Весной выставляли двойные рамы, и Москва сразу становилась невыносимо шумной: пролетки громыхали. Возле некоторых особняков с колоннами мостовая была залита асфальтом, и колеса, как бы различая табель о рангах, переходили на почтительный шепот.
В середине мая начиналось переселение на дачи. По улицам двигались высокие возы с буфетами, пуфами, туалетными столиками, самоварами. Кухарка держала в руках клетку с канарейкой, а рядом бежала собака.
На даче были гамаки, колпаки на свечах, медные тазы для варки варенья и блестящие шары посередине клумб. Взрослые играли в карты, пили клюквенный морс и читали «Русское слово». Студенты и гимназисты старших классов шли на «площадку» — так назывались танцульки. Дети поджидали мороженщика. Иногда все отправлялись в лес — «полюбоваться природой» — и, подстелив под себя одеяла, ложились на траву. Утром разносчики и лудильщики кричали: «Куры-молодки!», «Смородина!», «Паять, лудить, запаивать!» В воскресенье приезжали гости, они ели кулебяку, говорили о красоте сельской жизни и мирно засыпали.
Сокольники были лесом; на его опушке уже помещался «круг» — там устраивали концерты, спектакли. Баритон Шевелев сводил с ума барышень: «Люблю ли тебя — я не знаю…» Когда Шевелева сменяла потерявшая голос былая знаменитость, студенты уводили взволнованных барышень в боковые аллеи, и там выяснялось, что все хорошо знают, кого кто любит. Потом шли спать. Потом просыпались. Гимназисты зубрили латынь «ут финале» или играли в крокет; хозяйки раздували самовары, торговались с разносчиками и снимали с варенья бледно-розовую пену.
Шел двадцатый век. Германия уже деловито готовилась к войне. Англичане договорились с французами о военном союзе, французы были союзниками России, и в то же время англичане заключили союз с японцами, которые готовились к нападению на Порт-Артур. Бастовали рабочие в Петербурге, в Ростове-на-Дону. В Брюсселе Ленин спорил с меньшевиками. Но в мире, где я жил, было невыносимо тихо. На Волхонке у букинистов я читал те книги, о которых взрослые при мне старались не разговаривать: Горького, Леонида Андреева, Куприна.
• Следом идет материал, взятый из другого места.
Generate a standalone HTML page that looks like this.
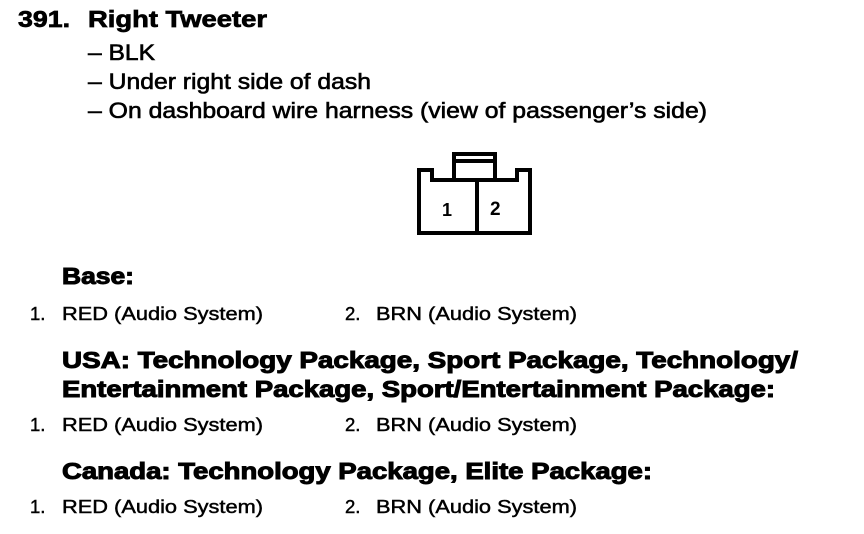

Каждый день я бегал в библиотеку — менял книги. Я читал залпом: мне хотелось понять жизнь. Читал Достоевского и Брема, Жюля Верна и Тургенева, Диккенса и «Живописное обозрение», и чем больше я читал, тем сильнее во всем сомневался. Ложь меня обступала со всех сторон, мне хотелось то удрать в джунгли Индии, то бросить бомбу в дом генерал-губернатора на Тверской, то повеситься.
Я бегал также в театр, выклянчивая у матери деньги. В Художественном театре играли Чехова, Ибсена, Гауптмана, у Корша — «Дети Ванюшина», в Малом — «Власть тьмы» со знаменитыми Садовскими. Гремел бас Шаляпина. Помню, кто-то из гостей рассказал, что скоро откроется «биоскоп» и там будут показывать живые фотографии.
Потом нас собрали в актовом зале гимназии, и директор торжественно прочитал манифест: «Мы, Николай Вторый, самодержец всероссийский…» Началась война с Японией. В гимназии отслужили молебен, и мы долго, до хрипоты, кричали «ура» — нам объявили, что занятий не будет. Война нам казалась бесконечно далекой, и я очень удивился, когда вскоре увидел моего двоюродного брата Володю Скловского в солдатской форме — он ехал из Киева в Маньчжурию.